Naturally I turned to him and asked if he would consider helping with the acquisition. Together with the chairman of trustees, I took Butterworth down to the basement to look at the Nolan. Before I could finish my spiel about Bracefell and Mrs Fraser and homo Australiensis, Butterworth, who looked hard and sceptically at the painting, declared: "I'll give you $25,000 towards it and you'll have to find the rest."
It was just enough to turn the tide. New England principles are immune to every sound but the sound of the cash register.
It was, however, a cautionary tale. Nolan was by far the best known of all the Australian artists I had proposed. The year before (1994), the early Ned Kelly series had been shown over the summer at the Metropolitan in New York to some acclaim. If Nolan could not speak to the American imagination with a rich narrative painting and such an impressive, bold and difficult image, what did that say about the chances of others less well known? On reflection, I believe the trouble surrounding the Nolan acquisition was that the painting spoke from within Australian history and culture. It was not simply the record of place. Americans found it hard to give credence to such a work of art. The experience, historical and cultural, was not theirs and they could not enter into it.

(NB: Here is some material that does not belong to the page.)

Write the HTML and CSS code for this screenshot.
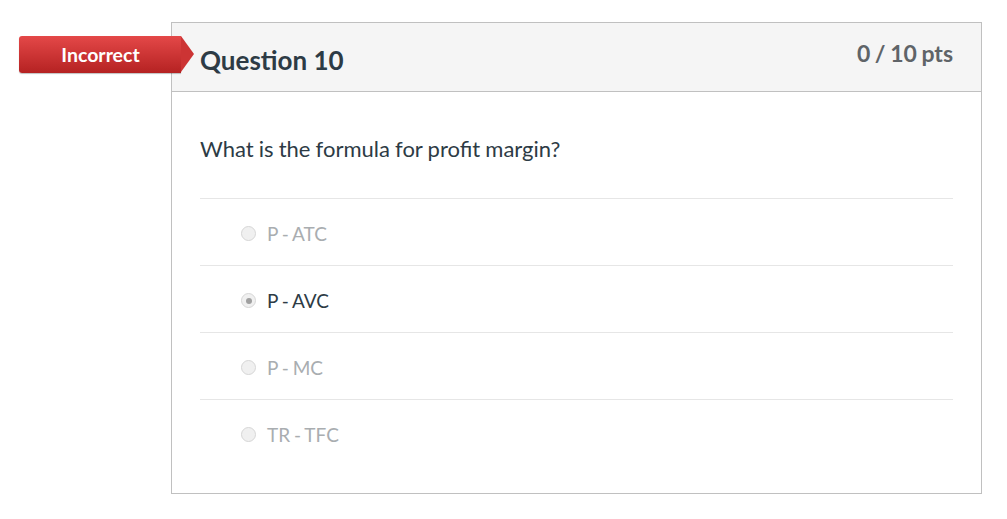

Looking back, how puny one's efforts and achievements look in this matter. Although the Wadsworth Atheneum does not put its Australian works on view too often – shame on them! – Elizabeth Kornhauser, in a good stroke, made sure they were all on view when the Atheneum showed New Worlds from Old, a timely reminder that Australian art did not cease after 1900. Still, I have a quiet satisfaction that lodged in one of America's oldest art museums, there is a small group of Australian masterpieces that must inevitably see the light of day.